Juli Clover, writing at MacRumors (regarding a report at Reuters):

Apple could ultimately have to pay up to an estimated 637 million euros to address the damage suffered by 14 million iPhone and iPad users in the Netherlands.

That’s about €45/user.

The lawsuit dates back to 2022, when two Dutch consumer foundations (Right to Consumer Justice and App Store Claims) accused Apple of abusing its dominant market position and charging developers excessive fees. The lawsuit was filed on behalf of Dutch iPhone and iPad users, and it claimed that Apple’s 30 percent commission inflated prices for apps and in-app purchases.

I’m curious what these consumer foundations would consider a “fair” (and thus legal) commission rate.

This all comes back to the argument that Apple’s App Store commission inflates prices. A recent Apple-funded (and Apple-promoted) study suggests this is not true — that with lower commissions mandated by the DMA, prices paid by consumers stayed the same and the difference went to the developers. That’s good if you’re a developer, but it’s not the argument being made by these consumer advocate groups.

That said, I pointed out just the other day that Tiimo, a to-do app that Apple just named as the iPhone app of the year in the 2025 App Awards, charges about 20 percent less for subscriptions on its website compared to its in-app subscriptions.

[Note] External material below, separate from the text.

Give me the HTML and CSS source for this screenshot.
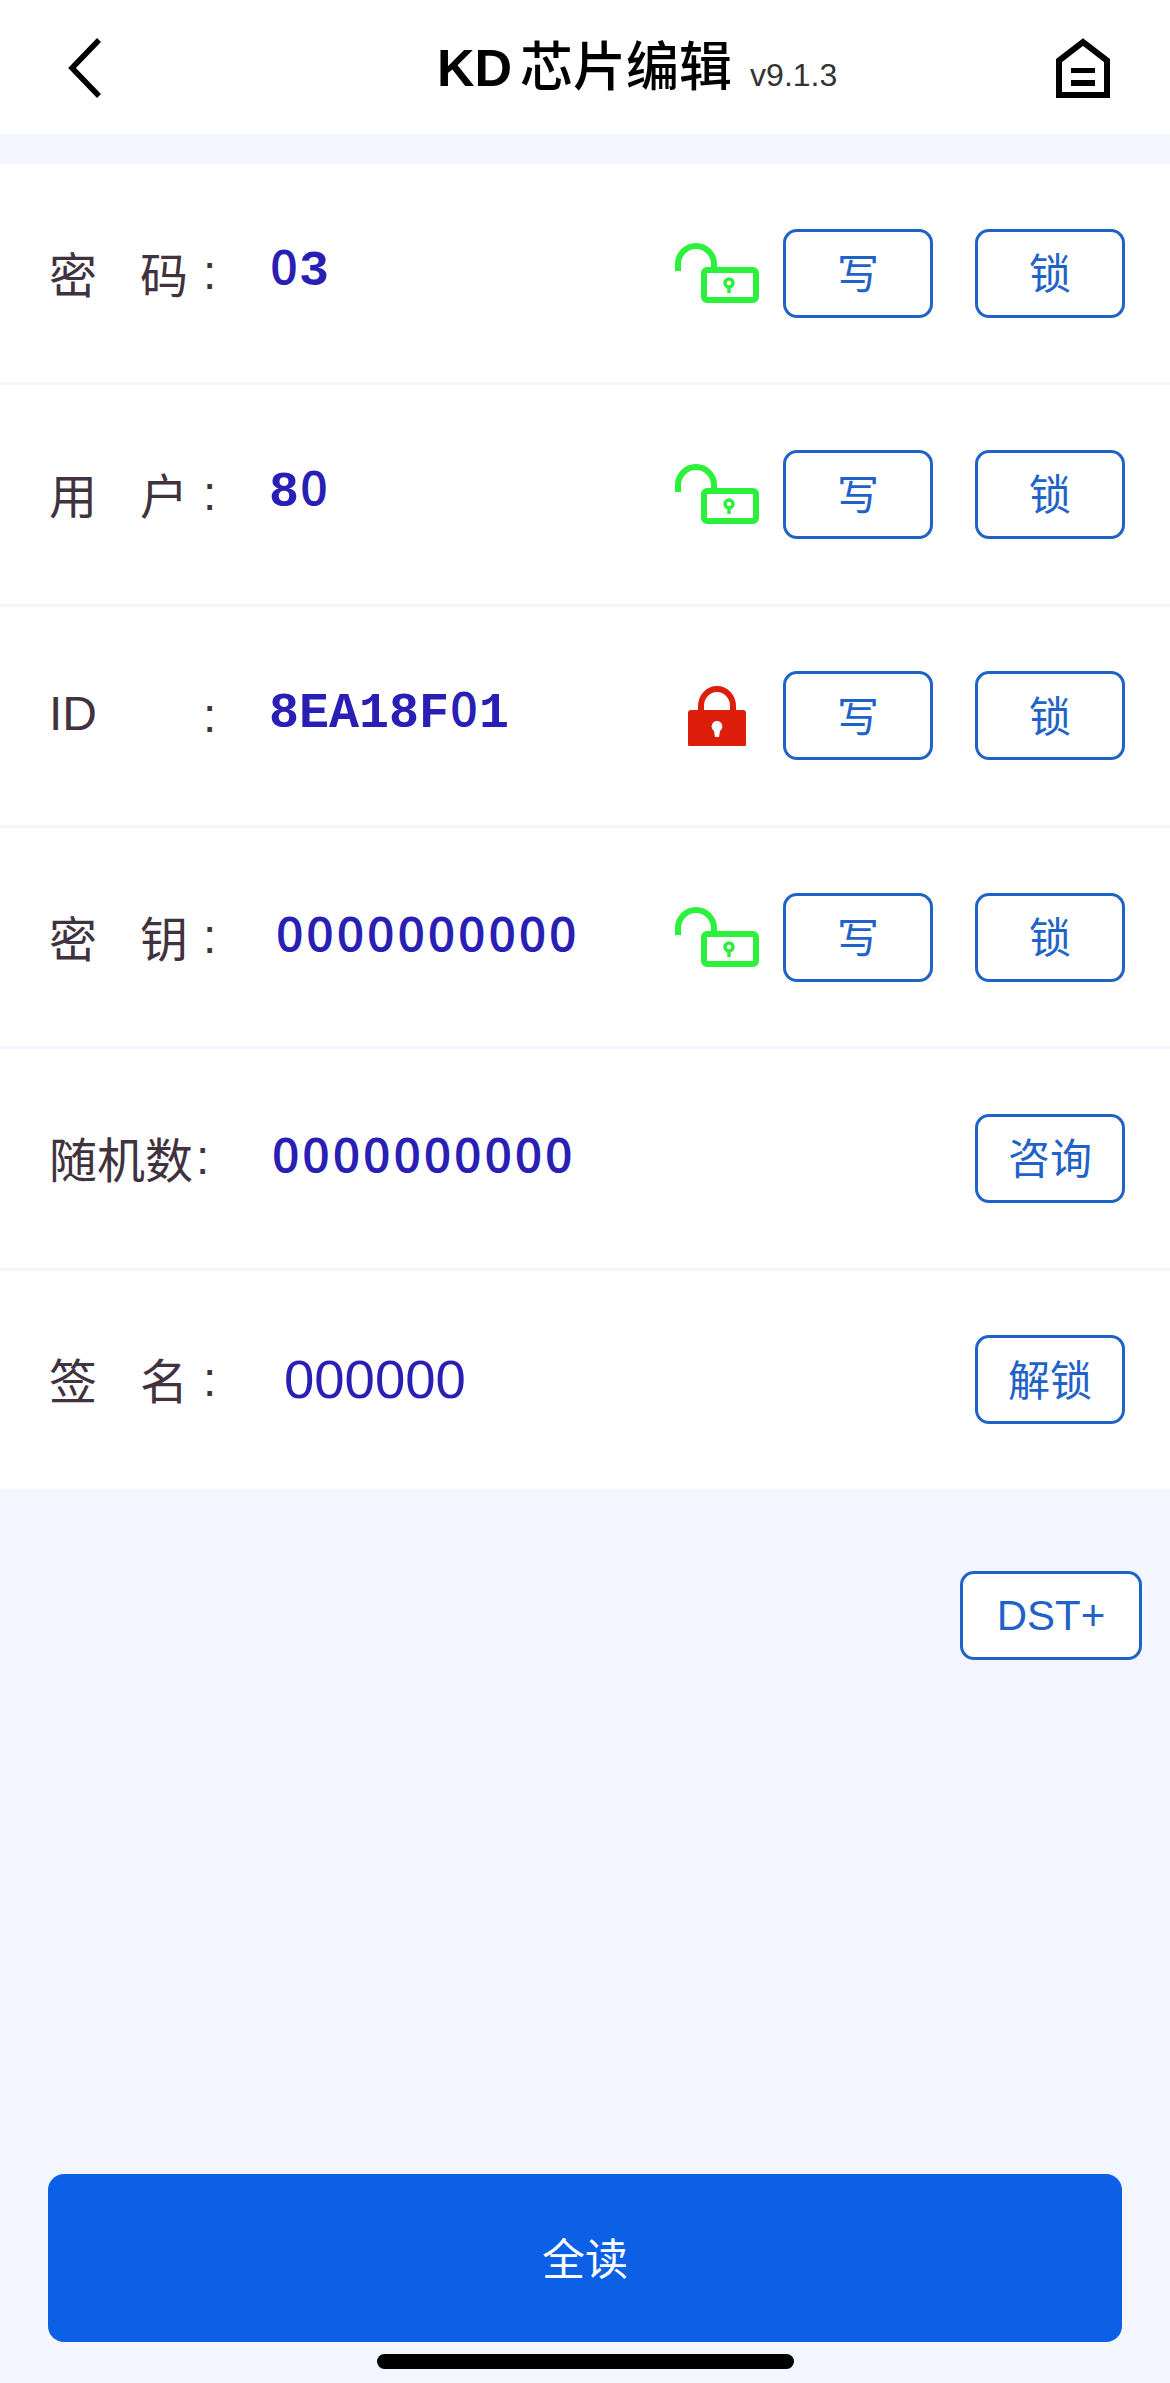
FILE: index.html
```html
<!DOCTYPE html>
<html lang="zh-CN">
<head>
<meta charset="utf-8">
<title>KD 芯片编辑</title>
<link rel="stylesheet" href="styles.css">
</head>
<body>
<svg class="defs" width="0" height="0" aria-hidden="true">
  <symbol id="open" viewBox="0 0 84 60">
    <path class="open-line" d="M3 28V21A18 18 0 0 1 39 21V26"/>
    <rect class="open-line" x="29" y="27" width="52" height="30" rx="3"/>
    <circle class="open-key" cx="54" cy="40" r="4"/>
    <path class="open-key" d="M54 44V50"/>
  </symbol>
  <symbol id="shut" viewBox="0 0 84 60">
    <path class="shut-line" d="M26 26V20A16 17 0 0 1 58 20V26"/>
    <path class="shut-body" fill-rule="evenodd" d="M16 24H68Q71 24 71 27V58Q71 61 68 61H16Q13 61 13 58V27Q13 24 16 24ZM42 35A5.500 5.500 0 0 0 39 45L40 51H44L45 45A5.500 5.500 0 0 0 42 35Z"/>
  </symbol>
</svg>
<div class="app">
  <header class="bar">
    <svg class="back" viewBox="0 0 40 62"><path d="M33 3L6 31L33 59"/></svg>
    <h1 class="title">KD<span class="title-cn">芯片编辑</span><small class="ver">v9.1.3</small></h1>
    <svg class="home" viewBox="0 0 54 60"><path class="home-line" d="M3 57V22.500L27 4L51 22.500V57Z"/><path class="home-fill" d="M15 30H39V35H15ZM15 42H39V48H15Z"/></svg>
  </header>
  <main class="list">
    <div class="row">
      <div class="label"><span class="ch">密</span><span class="ch gap">码</span><span class="colon">:</span></div>
      <div class="val mono"><span class="z">0</span>3</div>
      <svg class="lock"><use href="#open"/></svg>
      <button class="btn first">写</button><button class="btn">锁</button>
    </div>
    <div class="row">
      <div class="label"><span class="ch">用</span><span class="ch gap">户</span><span class="colon">:</span></div>
      <div class="val mono">8<span class="z">0</span></div>
      <svg class="lock"><use href="#open"/></svg>
      <button class="btn first">写</button><button class="btn">锁</button>
    </div>
    <div class="row">
      <div class="label"><span class="ch latin">ID</span><span class="colon far">:</span></div>
      <div class="val mono">8EA18F<span class="z">0</span>1</div>
      <svg class="lock"><use href="#shut"/></svg>
      <button class="btn first">写</button><button class="btn">锁</button>
    </div>
    <div class="row">
      <div class="label"><span class="ch">密</span><span class="ch gap">钥</span><span class="colon">:</span></div>
      <div class="val zeros in-8">0000000000</div>
      <svg class="lock"><use href="#open"/></svg>
      <button class="btn first">写</button><button class="btn">锁</button>
    </div>
    <div class="row">
      <div class="label"><span class="ch">随</span><span class="ch">机</span><span class="ch">数</span><span class="colon near">:</span></div>
      <div class="val zeros in-4">0000000000</div>
      <button class="btn push">咨询</button>
    </div>
    <div class="row">
      <div class="label"><span class="ch">签</span><span class="ch gap">名</span><span class="colon">:</span></div>
      <div class="val plain">000000</div>
      <button class="btn push">解锁</button>
    </div>
  </main>
  <div class="extra"><button class="btn wide">DST+</button></div>
  <button class="read">全读</button>
  <div class="home-bar"></div>
</div>
</body>
</html>
```
FILE: styles.css
```css
* { box-sizing: border-box; }
html, body { margin: 0; padding: 0; }
body { width: 1170px; height: 2383px; background: #f3f6fe; font-family: "Liberation Sans", "Noto Sans CJK SC", sans-serif; overflow: hidden; }
.defs { display: block; height: 0; }
.app { display: flex; flex-direction: column; height: 2383px; }

.bar { height: 134px; background: #fff; display: flex; align-items: center; padding-left: 66px; flex: none; }
.back { width: 40px; height: 62px; margin-top: 2px; fill: none; stroke: #000; stroke-width: 5.5; flex: none; }
.title { margin: 4px 0 0 331px; font-size: 52px; font-weight: 700; line-height: 134px; color: #000; white-space: nowrap; font-family: "Liberation Sans", "Noto Sans CJK SC", sans-serif; }
.title-cn { margin-left: 8px; font-size: 53px; font-family: "Noto Sans CJK SC", sans-serif; font-weight: 500; }
.ver { margin-left: 18px; font-size: 32px; font-weight: 400; color: #333; }
.home { width: 54px; height: 60px; margin-top: 2px; margin-left: auto; margin-right: 60px; flex: none; }
.home-line { fill: none; stroke: #000; stroke-width: 6; }
.home-fill { fill: #000; }

.list { margin-top: 30px; flex: none; }
.row { height: 221.33px; background: #fff; border-bottom: 3px solid #f3f6fe; display: flex; align-items: center; padding: 0 45px 0 49px; }
.label { width: 220px; flex: none; display: flex; align-items: center; margin-bottom: 3px; font-size: 48px; line-height: 60px; color: #40323f; font-family: "Noto Sans CJK SC", sans-serif; }
.ch { width: 48px; }
.gap { margin-left: 43px; }
.latin { font-family: "Liberation Sans", sans-serif; font-size: 48px; }
.colon { margin-left: 15px; margin-top: 3px; font-family: "Liberation Sans", sans-serif; }
.far { margin-left: 106px; }
.near { margin-left: 3px; }

.val { color: #2a1fb5; margin-bottom: 4px; }
.mono { font-family: "Liberation Mono", monospace; font-weight: 700; font-size: 50px; }
.z { display: inline-block; width: 30px; text-align: center; font-family: "Open Sans", sans-serif; font-weight: 600; font-size: 48px; line-height: 1; }
.zeros { font-family: "Open Sans", sans-serif; font-weight: 600; font-size: 48px; letter-spacing: 2.900px; margin-bottom: 7px; }
.in-8 { margin-left: 7px; }
.in-4 { margin-left: 3px; }
.plain { font-family: "Liberation Sans", sans-serif; font-size: 54.500px; margin-left: 15px; margin-bottom: 0; }

.lock { width: 84px; height: 60px; margin-left: auto; margin-right: 24px; flex: none; }
.open-line { fill: none; stroke: #2bf03c; stroke-width: 6; }
.open-key { fill: none; stroke: #2bf03c; stroke-width: 3.500; }
.shut-line { fill: none; stroke: #dc1e0b; stroke-width: 6; }
.shut-body { fill: #dc1e0b; }

.btn { width: 150px; height: 89px; flex: none; background: #fff; border: 3px solid #1f62c8; border-radius: 14px; color: #1f62c8; font-size: 42px; padding: 0 0 5px; font-family: "Noto Sans CJK SC", sans-serif; }
.first { margin-right: 42px; }
.push { margin-left: auto; }
.wide { width: 182px; padding: 2px 0 0; font-family: "Liberation Sans", sans-serif; }

.extra { display: flex; justify-content: flex-end; padding: 79px 28px 0 0; flex: 1; }
.read { margin: 0 48px; height: 168px; flex: none; background: #0c60e6; color: #fff; border: 0; border-radius: 16px; font-size: 43px; font-family: "Noto Sans CJK SC", sans-serif; padding: 0 0 5px; }
.home-bar { width: 417px; height: 15px; margin: 12px auto 14px; background: #000; border-radius: 8px; flex: none; }
```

An Apple-funded, Apple-promoted study showing that the App Store’s commissions don’t raise prices ought to be taken with a few grains of salt.

Apple argued that the Dutch court did not have jurisdiction to hear the case because the EU App Store is run from Ireland, and therefore the claims should be litigated in Ireland. Apple said that if the Dutch court was able to hear the case, it could lead to fragmentation with multiple similar cases across the EU, plus it argued that customers in the Netherlands could have downloaded apps while in other EU member states.

I know Apple wants this litigated in Ireland because the Irish government sees Apple as an ally, not an adversary, but it does seem contrary to the idea of a single market if a company doing business in the EU is subject to different antitrust laws from each of the EU’s 27 member states.